YOUR GOAL -
In the material below, find all lines with the string "styles" and copy them.

INFORMATION SUPPLIED -

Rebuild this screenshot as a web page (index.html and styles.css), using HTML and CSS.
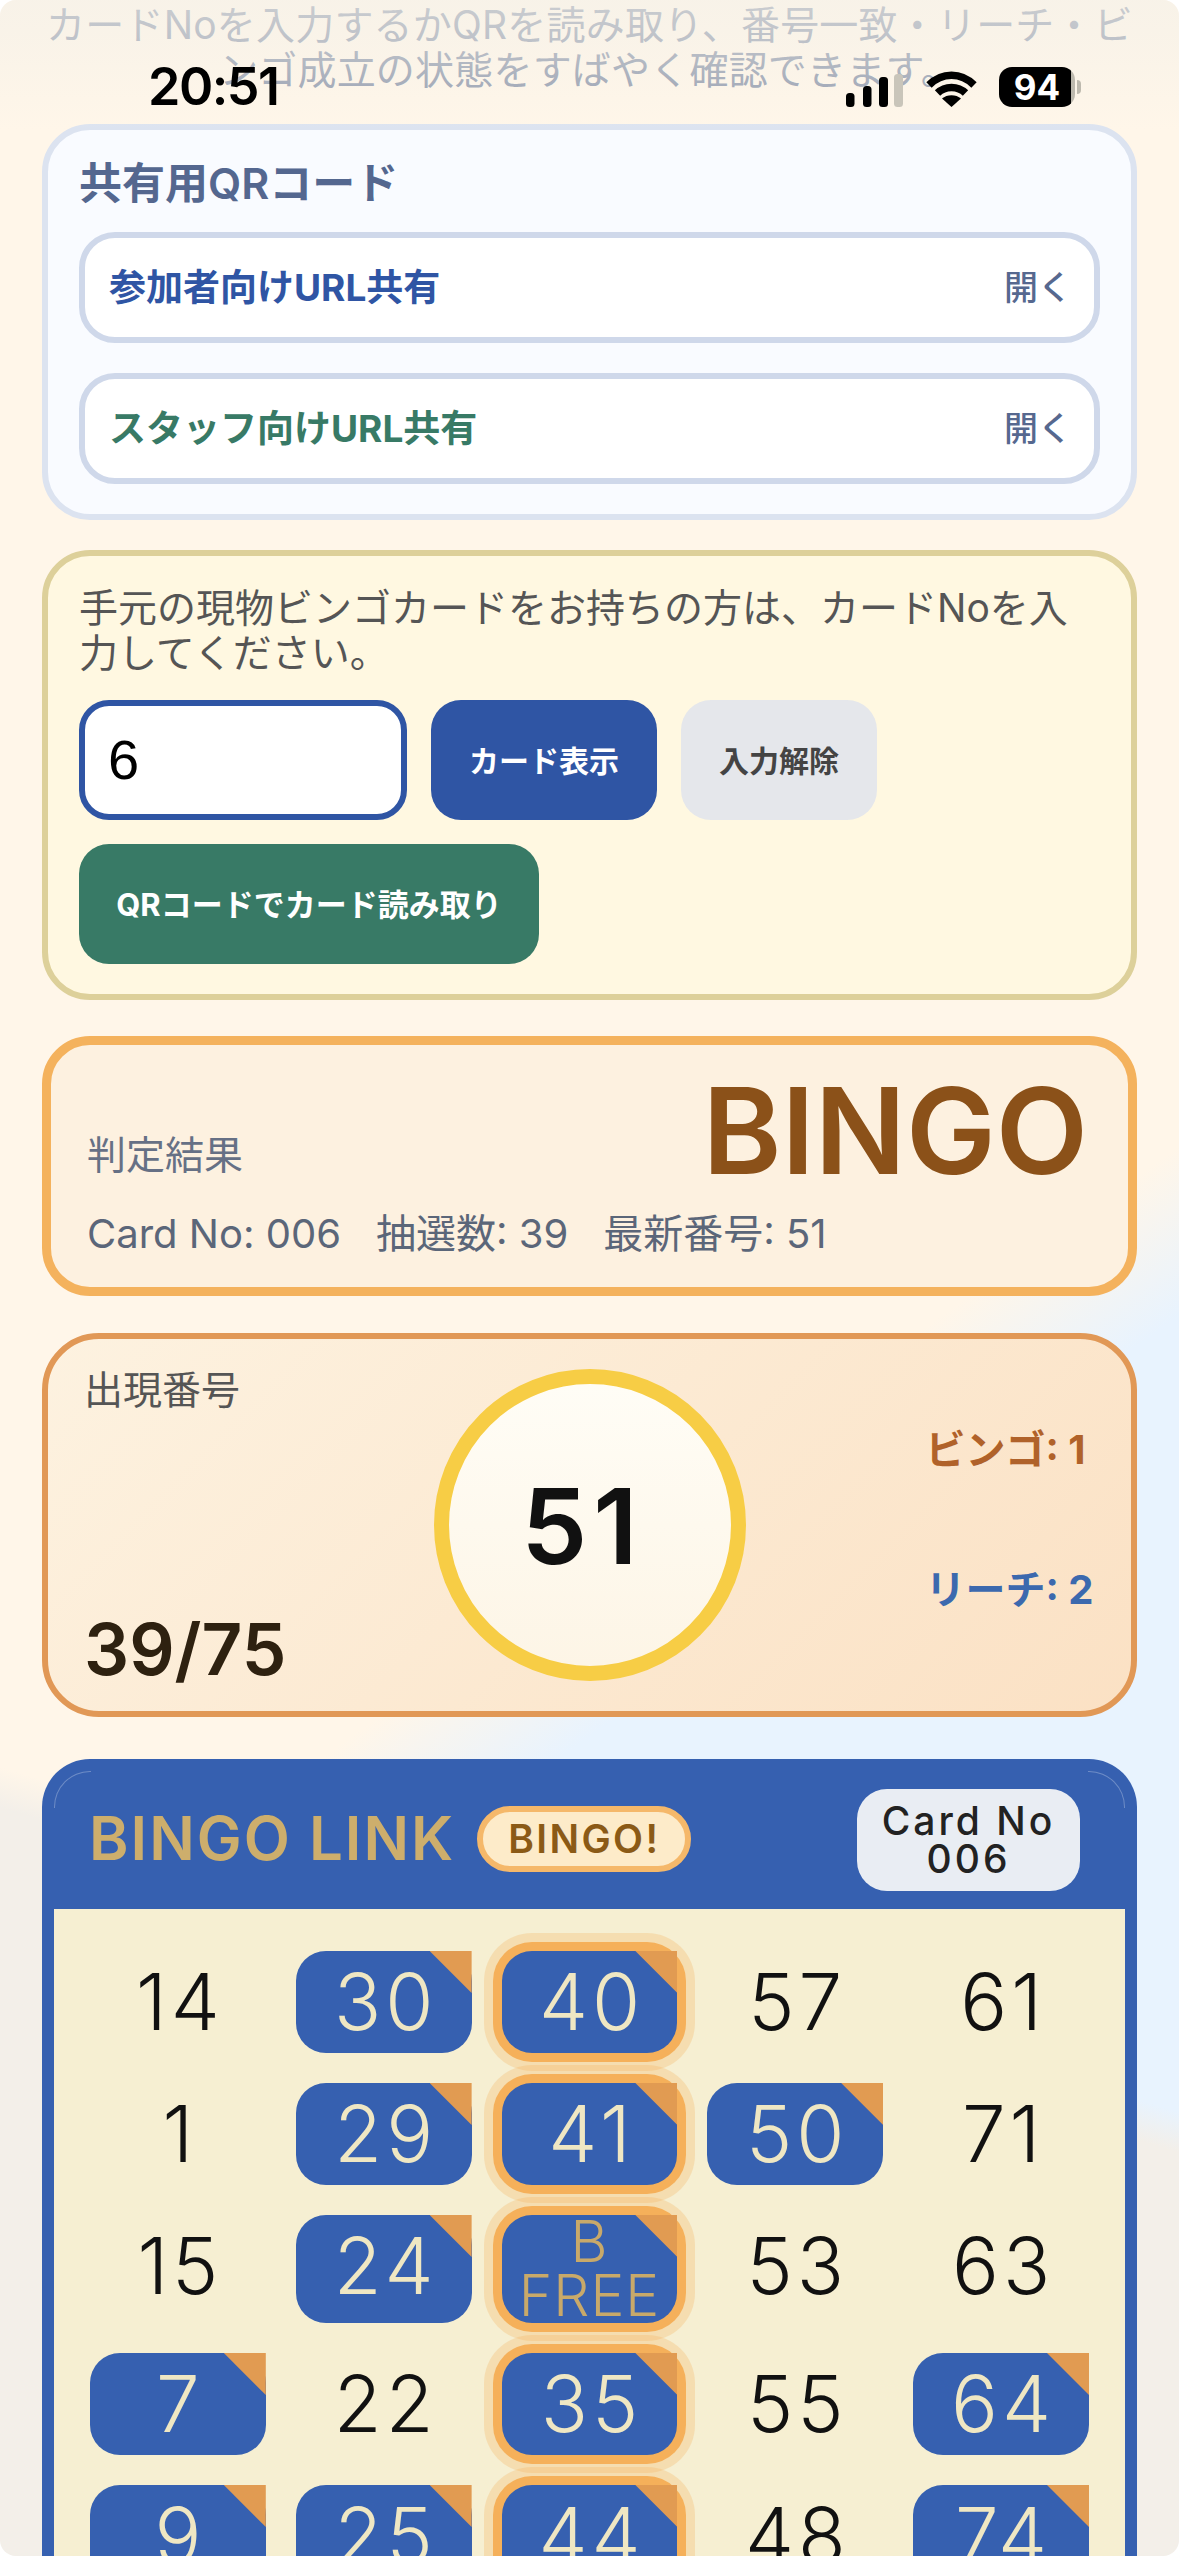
FILE: index.html
```html
<!DOCTYPE html>
<html lang="ja">
<head>
<meta charset="utf-8">
<title>BINGO LINK</title>
<link rel="stylesheet" href="styles.css">
</head>
<body>
<div class="screen">
  <main class="page">
    <p class="intro">カードNoを入力するかQRを読み取り、番号一致・リーチ・ビンゴ成立の状態をすばやく確認できます。</p>

    <section class="panel share">
      <h2 class="share-title">共有用QRコード</h2>
      <div class="share-row"><span class="share-name blue">参加者向けURL共有</span><span class="share-open">開く</span></div>
      <div class="share-row"><span class="share-name green">スタッフ向けURL共有</span><span class="share-open">開く</span></div>
    </section>

    <section class="panel entry">
      <p class="entry-text">手元の現物ビンゴカードをお持ちの方は、カードNoを入力してください。</p>
      <div class="entry-row">
        <div class="field">6</div>
        <button class="btn btn-blue">カード表示</button>
        <button class="btn btn-gray">入力解除</button>
      </div>
      <div class="entry-row">
        <button class="btn btn-green">QRコードでカード読み取り</button>
      </div>
    </section>

    <section class="panel result">
      <div class="result-top">
        <span class="result-label">判定結果</span>
        <span class="result-value">BINGO</span>
      </div>
      <div class="result-meta"><span>Card No: 006</span><span>抽選数: 39</span><span>最新番号: 51</span></div>
    </section>

    <section class="panel draw">
      <div class="draw-left">
        <span class="draw-label">出現番号</span>
        <span class="draw-count">39/75</span>
      </div>
      <div class="ball">51</div>
      <div class="draw-right">
        <span class="stat-bingo">ビンゴ: 1</span>
        <span class="stat-reach">リーチ: 2</span>
      </div>
    </section>

    <section class="card">
      <header class="card-head">
        <span class="brand">BINGO LINK</span>
        <span class="badge">BINGO!</span>
        <span class="card-no">Card No<br>006</span>
      </header>
      <div class="grid">
        <div class="cell">14</div><div class="cell on">30</div><div class="cell on hit">40</div><div class="cell">57</div><div class="cell">61</div>
        <div class="cell">1</div><div class="cell on">29</div><div class="cell on hit">41</div><div class="cell on">50</div><div class="cell">71</div>
        <div class="cell">15</div><div class="cell on">24</div><div class="cell on hit free">B<br>FREE</div><div class="cell">53</div><div class="cell">63</div>
        <div class="cell on">7</div><div class="cell">22</div><div class="cell on hit">35</div><div class="cell">55</div><div class="cell on">64</div>
        <div class="cell on">9</div><div class="cell on">25</div><div class="cell on hit">44</div><div class="cell">48</div><div class="cell on">74</div>
      </div>
    </section>
  </main>

  <div class="status">
    <span class="time">20:51</span>
    <div class="status-icons">
      <svg class="signal" viewBox="0 0 57 33" width="57" height="33" aria-hidden="true">
        <rect x="0" y="19" width="8.5" height="14" rx="3.5" fill="#000"/>
        <rect x="17" y="12" width="8.5" height="21" rx="3.5" fill="#000"/>
        <rect x="33" y="3" width="9" height="30" rx="3.5" fill="#000"/>
        <rect x="48" y="0" width="9" height="33" rx="3.5" fill="#c9c5ba"/>
      </svg>
      <svg class="wifi" viewBox="0 0 51 37" width="51" height="37" aria-hidden="true">
        <path d="M3 15 C16 2 35 2 48 15" fill="none" stroke="#000" stroke-width="7.5"/>
        <path d="M11.5 23 C19 15.5 32 15.5 39.5 23" fill="none" stroke="#000" stroke-width="7.5"/>
        <path d="M25.5 37 L16 28.5 C21 24 30 24 35 28.5 Z" fill="#000"/>
      </svg>
      <div class="battery"><span class="battery-level">94</span></div>
    </div>
  </div>
</div>
</body>
</html>
```

FILE: styles.css
```css
* { box-sizing: border-box; }
html, body { margin: 0; padding: 0; background: #fff; }
body { font-family: "Inter", "Noto Sans CJK JP", sans-serif; }

.screen {
  position: relative;
  width: 1179px;
  height: 2556px;
  overflow: hidden;
  border-radius: 16px;
  background:
    linear-gradient(196.3deg, rgba(243, 239, 233, 0) 72.8%, #f3efe9 74.2%),
    linear-gradient(144.5deg, #fff6e9 58.5%, #e8f3fe 63.5%);
}

.page { padding: 0 42px; }

.intro {
  margin: 0;
  height: 124px;
  padding-top: 2px;
  font-size: 39px;
  line-height: 45px;
  letter-spacing: .2px;
  text-align: center;
  color: #8f99ad;
}

.panel { border-style: solid; border-radius: 48px; }

/* share panel */
.share {
  height: 396px;
  border-width: 6px;
  border-color: #dce3f0;
  background: #f9fbff;
  padding: 28px 31px 0;
}
.share-title {
  margin: 0 0 24px;
  font-size: 43px;
  line-height: 50px;
  font-weight: 600;
  color: #54678f;
}
.share-row {
  display: flex;
  align-items: center;
  justify-content: space-between;
  height: 111px;
  margin-bottom: 30px;
  padding: 0 22px 5px 24px;
  background: #fff;
  border: 6px solid #cfd8ea;
  border-radius: 36px;
}
.share-name { font-size: 37px; font-weight: 700; }
.share-name.blue { color: #2f55a4; }
.share-name.green { color: #387a66; }
.share-open { font-size: 34px; font-weight: 500; color: #56688f; }

/* entry panel */
.entry {
  margin-top: 30px;
  height: 450px;
  border-width: 6px;
  border-color: #ddd09a;
  background: #fff8e1;
  padding: 29px 31px 0;
}
.entry-text {
  margin: 0 0 25px;
  font-size: 39px;
  line-height: 45px;
  color: #555;
}
.entry-row { display: flex; gap: 24px; margin-bottom: 24px; }
.field {
  width: 328px;
  height: 120px;
  padding-left: 23px;
  border: 6px solid #2f55a4;
  border-radius: 30px;
  background: #fff;
  font-family: "Liberation Sans", sans-serif;
  font-size: 56px;
  line-height: 108px;
  color: #000;
}
.btn {
  height: 120px;
  border: 0;
  border-radius: 30px;
  font-family: inherit;
  font-size: 30px;
  font-weight: 700;
  padding: 0 0 3px;
}
.btn-blue { width: 226px; background: #2f55a4; color: #fff; }
.btn-gray { width: 196px; background: #e5e7eb; color: #444; }
.btn-green { width: 460px; background: #387a66; color: #fff; font-size: 31px; }

/* result */
.result {
  margin-top: 36px;
  height: 260px;
  border-width: 9px;
  border-color: #f4b25d;
  background: #fdf1e0;
  padding: 21px 40px 0 36px;
}
.result-top {
  display: flex;
  align-items: flex-end;
  justify-content: space-between;
  height: 130px;
}
.result-label { margin-bottom: 18px; font-size: 39px; line-height: 46px; color: #667085; }
.result-value {
  font-size: 120px;
  line-height: 130px;
  font-weight: 600;
  color: #8b5119;
}
.result-meta {
  display: flex;
  gap: 35px;
  margin-top: 14px;
  font-size: 40px;
  line-height: 48px;
  color: #5b6679;
}

/* drawn number */
.draw {
  display: grid;
  grid-template-columns: 1fr 312px 1fr;
  margin-top: 37px;
  height: 384px;
  border-width: 6px;
  border-color: #e19856;
  border-radius: 57px;
  background: linear-gradient(135deg, #fdf2e0, #fbe1c4);
  padding: 30px 0;
}
.draw-left {
  display: flex;
  flex-direction: column;
  justify-content: space-between;
  padding-left: 36px;
}
.draw-label { margin-top: -2px; font-size: 39px; line-height: 46px; color: #555; }
.draw-count {
  margin-bottom: -5px;
  font-size: 71px;
  line-height: 74px;
  font-weight: 600;
  color: #2e2110;
}
.ball {
  display: flex;
  align-items: center;
  justify-content: center;
  width: 312px;
  height: 312px;
  padding-right: 14px;
  border: 15px solid #f7cd45;
  border-radius: 50%;
  background: linear-gradient(180deg, #fffdf6, #fdf5e6);
  font-size: 105px;
  font-weight: 600;
  letter-spacing: 6px;
  color: #111;
}
.draw-right {
  display: flex;
  flex-direction: column;
  justify-content: center;
  gap: 94px;
  padding: 0 0 10px 180px;
  font-size: 40px;
  line-height: 46px;
  font-weight: 700;
  white-space: nowrap;
}
.stat-bingo { color: #b0622a; }
.stat-reach { color: #3c69ae; }

/* card */
.card {
  margin-top: 42px;
  padding: 12px 12px 0;
  border-radius: 48px 48px 0 0;
  background: #3660b0;
}
.card-head {
  position: relative;
  display: flex;
  align-items: center;
  height: 138px;
  padding: 0 45px 0 35px;
}
.card-head::before,
.card-head::after {
  content: "";
  position: absolute;
  top: 0;
  width: 36px;
  height: 36px;
  border-top: 1px solid rgba(255, 255, 255, .28);
}
.card-head::before {
  left: 0;
  border-left: 1px solid rgba(255, 255, 255, .28);
  border-top-left-radius: 36px;
}
.card-head::after {
  right: 0;
  border-right: 1px solid rgba(255, 255, 255, .28);
  border-top-right-radius: 36px;
}
.brand {
  margin-top: -4px;
  font-size: 60px;
  font-weight: 600;
  letter-spacing: 2px;
  color: #cdae6c;
}
.badge {
  margin: -2px 0 0 22px;
  height: 66px;
  padding: 0 25px;
  border: 6px solid #f5b86a;
  border-radius: 33px;
  background: #fdebc9;
  font-size: 39px;
  line-height: 54px;
  font-weight: 600;
  letter-spacing: 2.4px;
  color: #8b5a16;
}
.card-no {
  margin-left: auto;
  width: 223px;
  height: 102px;
  padding-top: 13px;
  border-radius: 30px;
  background: #e9edf3;
  font-size: 39px;
  line-height: 38px;
  font-weight: 500;
  letter-spacing: 3px;
  text-align: center;
  color: #222;
}

.grid {
  display: grid;
  grid-template-columns: repeat(5, 1fr);
  gap: 30px;
  height: 700px;
  padding: 42px 36px 0;
  background: #f6efd2;
  align-content: start;
}
.cell {
  position: relative;
  min-height: 102px;
  border-radius: 30px;
  font-size: 78px;
  line-height: 102px;
  font-weight: 300;
  letter-spacing: 4px;
  text-indent: 4px;
  text-align: center;
  color: #111;
}
.cell.on { background: #3660b0; color: #efe7c3; }
.cell.on::after {
  content: "";
  position: absolute;
  top: 0;
  right: 0;
  width: 42px;
  height: 42px;
  background: #e19b52;
  clip-path: polygon(0 0, 100% 0, 100% 100%);
}
.cell.hit {
  box-shadow: 0 0 0 9px #f5b05a, 0 0 0 18px rgba(245, 176, 90, .28);
}
.cell.free {
  font-size: 57px;
  line-height: 54px;
  letter-spacing: 1px;
  text-indent: 0;
  color: #c8a96a;
}

/* status bar over the scrolled page */
.status {
  position: absolute;
  top: 0;
  left: 0;
  right: 0;
  height: 130px;
  display: flex;
  justify-content: space-between;
  padding: 62px 104px 0 148px;
  background: linear-gradient(180deg, rgba(243, 240, 232, .6) 0, rgba(243, 240, 232, .45) 45px, rgba(243, 240, 232, 0) 130px);
}
.time {
  font-size: 52px;
  line-height: 50px;
  font-weight: 600;
  letter-spacing: -1.5px;
  color: #000;
}
.status-icons { display: flex; align-items: flex-end; gap: 23px; height: 45px; }
.battery {
  position: relative;
  width: 76px;
  height: 40px;
  margin-left: -1px;
  border-radius: 13px;
  background: linear-gradient(90deg, #000 95%, #bdb9ae 95%);
  text-align: center;
}
.battery::after {
  content: "";
  position: absolute;
  top: 13px;
  right: -6px;
  width: 4px;
  height: 14px;
  border-radius: 0 4px 4px 0;
  background: #bdb9ae;
}
.battery-level {
  font-size: 35px;
  line-height: 40px;
  font-weight: 700;
  color: #fff;
}
```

SOLUTION TO THIS EXERCISE -
Rebuild this screenshot as a web page (index.html and styles.css), using HTML and CSS.
<link rel="stylesheet" href="styles.css">
FILE: styles.css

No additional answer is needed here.